In another matter, the council was addressed by developer Don Thieneman, along with his attorney, Justin Endris, and engineers from Primavera and Associates. Thieneman, who launched the Heritage Springs subdivision, is seeking approval to construct a 16-unit apartment complex on land he owns in Heritage Springs. Plans were presented at the town’s March meeting, and Thieneman was asked to make several revisions to the drawings, which included reducing the structure from three to two stories and cutting the amount of apartments. The number of dumpsters on site was also consolidated.

Endris said Thieneman was seeking a vote of confidence from the council before making any additional investment with Primavera to continue scoping the project. Redden said they would need to seek any approvals from the Floyd County Planning Commission, and the town would be working to see that the county’s regulations were upheld. Peters mentioned the town council, through the previously-noted interlocal agreement, is trying to establish additional clarity on its building ordinances. She suggested it might be best to wait until the interlocal agreement with the county is finalized, which should be soon.

“I just think we’re missing a step in the process,” Peters added.
Endris was provided copies of the March meeting minutes and the interlocal agreement, and Thieneman requested to be placed on the May meeting agenda. Lemon noted the original plat for Heritage Springs was approved in 2003. Redden said there would likely be no sewer capacity impact by adding the apartments and any resident concerns about curb appeal of properties, etc., would be a Homeowners Association matter, not a town matter.

“This was zoned by the county before it was annexed by the town,” Lemon added.

The council, along with police chief Justin Craig, also discussed two issues related to the condition of individual properties. The first was a reportedly vacant home in Parkland Heights, which had been the subject of complaints. Councilman Skip Powell said he viewed the home and did not see cause for alarm based on its outside appearance and agreed it was likely nobody was residing there.

“The property’s clean,” Powell added.
Redden said the town had little authority when it comes to individual properties and the county health department would generally not take any action unless a formal complaint was lodged.

Craig also viewed the residence and did not find it to be unsafe, just uninhabited.

“Thanks for checking it out,” Redden said to Powell and Craig.
An anonymous letter was also received, suggesting the presence of trash in the backyards of homes backing up to Greenville Park. Powell agreed to investigate, take pictures, and share with Craig.
A resident, attending the meeting through the Zoom online platform, also posed a question about the town’s ability to enact an ordinance prohibiting the use of compression release engine brakes or “jake brakes,” by tractor trailers traveling through town on U.S. 150. Peters said it was possible that type of ordinance might not be enforceable and would require approval by the Indiana Dept. of Transportation, but she would research case law to see if the town had any available options.

“Are people going to actually abide by it?” councilman David Gomes asked and Redden added that it was worth some additional discussion.

Town water superintendent Audi Findley also briefed the council on two water system initiatives.

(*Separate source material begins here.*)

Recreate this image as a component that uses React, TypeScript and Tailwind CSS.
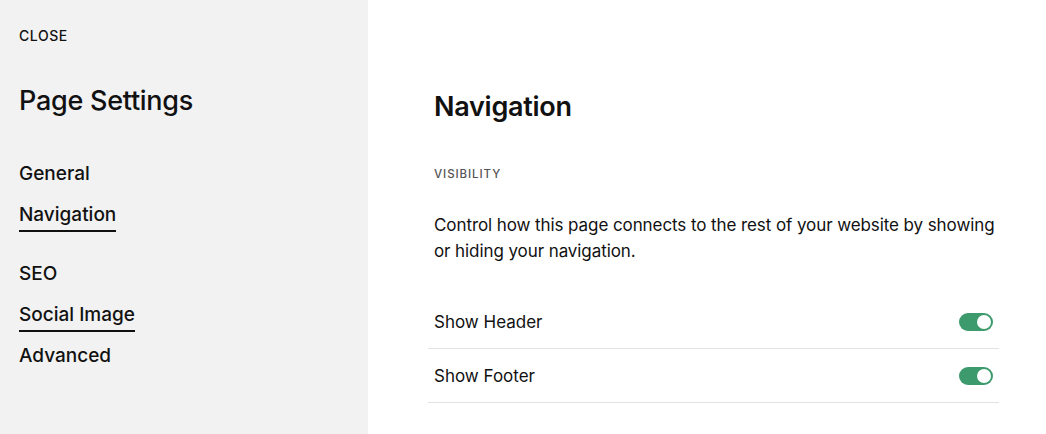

Findley noted Greenville was set to receive $129,000 in reappropriated American Rescue Plan (ARP) funds, which had been preliminarily committed for use on its water main lowering project. Findley also reported the town was expecting a check with grant funding to cover a portion of the cost associated with recent upgrades to the Pekin Road booster station project. The project has been deemed a success and several reports have been received of increased water pressure from customers in the area.

“We have the duty to provide water at an expected pressure,” Redden said.

In other business, the council:

•Learned from Craig that he has been working a number of vehicle break-ins in town, which have largely occurred on vehicles left unlocked. Craig urged residents to remember to lock vehicles.

•Heard from Gomes that he completed some suggested updates to the draft standard operating procedure for the police department. He will send copies to any interested council members.

•Acknowledged, based on Lemon’s report, that patch work on potholes on town roadways should be completed later in the month. Lemon is also monitoring several places where Mainstream cut pavement to install fiber-optic cable in town. The repaired locations have begun to sink. Lemon said he would follow up with Lopp for additional guidance.

•Noted the town’s application for a Community Crossings Fund matching grant for road surface improvements bestowed through INDOT was submitted. Lemon said he didn’t expect the town would know the results of the grant award process until May or June. If awarded, work could begin as soon as August or September, Lemon added.

•Heard, as reported by Findley, that the water system’s loss for March was about 2.8 million gallons with a loss rate around 20%. Findley said the department continues to utilize leak detection equipment and has been successful in locating several significant leaks.

•Revived discussion of adding language to the town’s water ordinance to address costs associated with extraordinary water meter installation. Findley presented some proposed language at the March meeting and noted that in these situations customers would be billed based on cost of meter, parts, and associated labor. Findley agreed to revise the proposal and bring back to May meeting.

•Signed contracts for several technology and cybersecurity protection and training programs.

•Agreed to pay the $35 fee for the water utility to staff a booth at upcoming farmers market events with displays and as an opportunity for community outreach. Topics to be discussed would include leak prevention and water purity.

•Reviewed updated reports on its proposed sewer enhancement project, which remains in the planning phases. Redden said they are working on a list of priorities and suggested they complete a phase and then appropriate funding for the next aspect. It was also noted that the town’s sewer system is only operating at 25% to 30% capacity.